What did you tell them?

I just got them all together on the lounge room floor. I said Daddy is very sick and may not come home. He is going to the angels.

My eldest daughter said “I’m glad you had this talk with us because the phone here at home was ringing so often and we didn’t know what was happening”.

How did your children cope with their father’s death?

They accepted it and they were marvellous at the funeral. They coped really well. As a precaution we saw a counsellor, but she saw them drawing and said they didn’t need counselling. Obviously, it was incredibly sad for us all and a big adjustment.

A few years after my husband died, my eight-year daughter drew a picture of the two of them sitting on a bench, between two trees, and she wrote this little story, called ‘Who I would like to spend a day with’.

“I would like to spend a day with my Dad because he is dead and I have not seen him for two-and-a-half years. I would really like to see him.

“First I would have breakfast with him and give him a wonderful meal. Then I would take him to where ever he wanted to go. That would probably be the golf course.

“Then I would get all my money out of the bank and take all my spending money and take him to the most expensive restaurant I know of. Then I would go to the park and sit down and talk with him. Then we would feed the birds and I would give him the biggest hug I have ever given anyone. When he goes I will be happy about the day I gave him. He is the only famous person I know in my life.”

My daughter is in her thirties now.

People often say they don’t know how I did it, raising four girls on my own, but I just carried on with a normal routine and they have all done very well for themselves now.

What do you spend most of your time doing as a volunteer?

Really, it’s just talking to people. If someone is feeling down and depressed, the main thing is to talk to that person.

We have barbeques every so often for those patients who are able to attend, but it’s the relatives who need the comfort more than anything. For a lot of relatives it is all gloom and doom if someone is dying.
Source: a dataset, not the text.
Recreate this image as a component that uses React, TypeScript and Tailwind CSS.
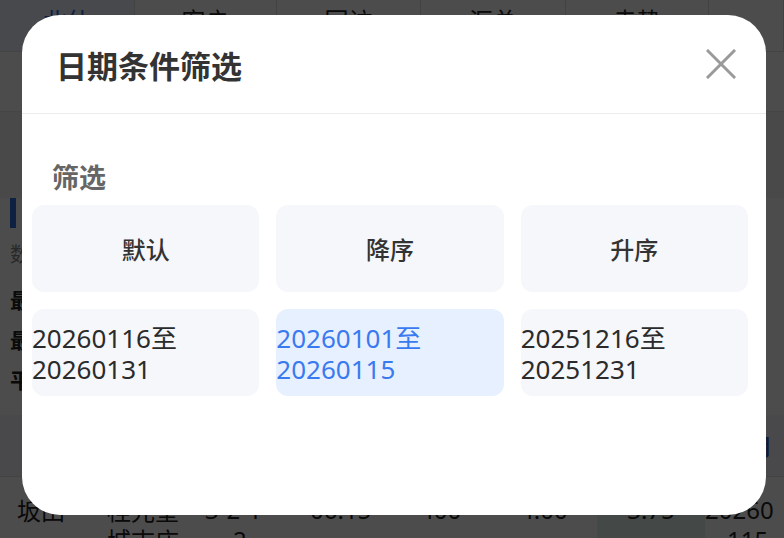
import React from "react";

const CJK = { fontFamily: '"Noto Sans CJK SC", "Noto Sans", sans-serif' };
const NUM = { fontFamily: '"Noto Sans", "Noto Sans CJK SC", sans-serif' };

function Tabs() {
  const tabs = ["北仙", "客户", "回访", "汇总", "走势", ""];
  const widths = ["w-[135px]", "w-[142px]", "w-[144px]", "w-[145px]", "w-[143px]", "flex-1"];
  return (
    <div className="flex h-[52px] border-b border-[#e3e3e3]">
      {tabs.map((t, i) => (
        <div
          key={i}
          className={`${widths[i]} flex justify-center pt-[4px] leading-[32px] border-r border-[#dcdcdc] text-[24px] ${
            i === 0 ? "bg-[#eef4ff] text-[#2f6fe0] border-[#9db8e8]" : "text-[#222]"
          }`}
        >
          {t}
        </div>
      ))}
    </div>
  );
}

function Background() {
  return (
    <div className="flex flex-col text-[#222]" style={CJK}>
      <Tabs />
      <div className="h-[60px] border-b border-[#e8e8e8] flex items-center justify-center text-[20px]">
        2026年01月
      </div>
      <div className="h-[86px] bg-[#f4f4f4]" />
      <div className="flex flex-col pl-[10px]">
        <div className="flex items-center gap-[10px] h-[30px]">
          <div className="w-[6px] h-[30px] bg-[#2f6fe0]" />
          <div className="text-[22px] font-bold">数据概况</div>
        </div>
        <div className="h-[52px] flex items-center text-[20px] text-[#888]">数据说明</div>
        <div className="h-[40px] flex items-center text-[21px] font-bold">最高价格</div>
        <div className="h-[40px] flex items-center text-[21px] font-bold">最低价格</div>
        <div className="h-[40px] flex items-center text-[21px] font-bold">平均价格</div>
      </div>
      <div className="h-[15px]" />
      <div className="h-[62px] bg-[#f3f6fa] border-b border-[#e2e2e2] flex items-center justify-between pl-[30px] pr-[14px] text-[22px] font-bold">
        <span>片区</span>
        <span className="text-[#2f5fb8]">日期</span>
      </div>
      <div className="grid grid-cols-[90px_98px_105px_110px_100px_77px_108px_1fr] pl-[17px] text-[24px] leading-[30px] pt-[18px]">
        <div>坂田</div>
        <div className="flex flex-col">
          <span>桂光望</span>
          <span>城志庄</span>
        </div>
        <div className="flex flex-col" style={NUM}>
          <span>3-2-1</span>
          <span className="pl-[28px]">2</span>
        </div>
        <div style={NUM}>06:15</div>
        <div style={NUM}>400</div>
        <div style={NUM}>4.00</div>
        <div className="bg-[#e3f3ee] text-center" style={NUM}>3.75</div>
        <div className="flex flex-col" style={NUM}>
          <span>20260</span>
          <span className="pl-[22px]">115</span>
        </div>
      </div>
    </div>
  );
}

function CloseIcon() {
  return (
    <svg width="30" height="30" viewBox="0 0 30 30" fill="none">
      <path d="M2 2 L28 28 M28 2 L2 28" stroke="#9a9a9a" strokeWidth="3" strokeLinecap="square" />
    </svg>
  );
}

export default function App() {
  const ranges = [
    { a: "20260116至", b: "20260131", active: false },
    { a: "20260101至", b: "20260115", active: true },
    { a: "20251216至", b: "20251231", active: false },
  ];
  return (
    <div className="relative w-[784px] h-[538px] overflow-hidden bg-white">
      <Background />
      <div className="absolute inset-0 bg-black/70" />
      <div
        className="absolute left-[22px] top-[15px] w-[744px] h-[500px] rounded-[38px] bg-white flex flex-col"
        style={CJK}
      >
        <div className="h-[99px] shrink-0 flex items-center justify-between pl-[34px] pr-[30px] border-b border-[#ececec]">
          <div className="text-[31px] font-bold text-[#333] leading-none">日期条件筛选</div>
          <CloseIcon />
        </div>
        <div className="pt-[45px] flex flex-col">
          <div className="pl-[30px] h-[36px] leading-[36px] text-[27px] font-semibold text-[#666]">筛选</div>
          <div className="mt-[10px] pl-[10px] pr-[18px] grid grid-cols-3 gap-x-[17px] gap-y-[17px]">
            {["默认", "降序", "升序"].map((t) => (
              <div
                key={t}
                className="h-[87px] rounded-[12px] bg-[#f5f7fa] flex items-center justify-center text-[24px] font-medium text-[#333]"
              >
                {t}
              </div>
            ))}
            {ranges.map((r) => (
              <div
                key={r.a}
                className={`h-[87px] rounded-[12px] flex flex-col justify-center text-[26px] leading-[31px] ${
                  r.active ? "bg-[#e7f0ff] text-[#3a7af0]" : "bg-[#f5f7fa] text-[#2b2b2b]"
                }`}
                style={NUM}
              >
                <span>
                  {r.a.slice(0, 8)}
                  <span style={CJK}>{r.a.slice(8)}</span>
                </span>
                <span>{r.b}</span>
              </div>
            ))}
          </div>
        </div>
      </div>
    </div>
  );
}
I try to comment on different things from the outside and they like to hear that.

I don’t give them sympathy – I give them empathy. I try to be as normal as possible, and have a little laugh here and there. But I can tell when someone doesn’t want to be bothered and I say I’ll come back later.

Sometimes I take the jolly trolley around. It has gin, scotch and vodka -- all the spirits on it – as well as soft drinks, chips, lollies and magazines. Often a very sick person will want a scotch or a gin and tonic and the doctor says they can.

It’s good to have time to talk to the patients because the nurses are so busy they often don’t have time. The nurses really appreciate volunteers and they are especially lovely to work with. So are the cleaners. We are all like one big team.

I really enjoy it. I’ve been doing it for more than 20 years now. But I’m a very young seventy-three. I’m a recycled teenager, actually.

Where have you worked over those 20 years?

When Eversleigh closed down I started at a new palliative care unit at Concord Repatriation General Hospital. Of the 12 volunteers at Everleigh, I was the only one who kept going. Then, while a beautiful new 20-bed palliative care facility was being built here at Concord, we moved to Canterbury Hospital for a while for a few years.

Back at Concord I found there was a lot of need for spiritual support for people who were dying and so I ended up doing pastoral work, helping a priest, as well as visiting people in palliative care. Now I do one day a week for palliative care, a day escorting patients around the hospital to appointments and another day providing pastoral visits.

I’ve done thousands of hours over the years. I can’t begin to count. But it is very rewarding indeed, and we have a good volunteer coordinator.

How did you react when you learned you’d been awarded an OAM?

I was having one of those days where everything was going wrong, and then I got the letter in the post to say I had been nominated. I couldn’t believe it; me, getting an OAM.

I thought, after all these years of work, I’ve been rewarded. I really didn’t expect anything, but it was a real thrill for me.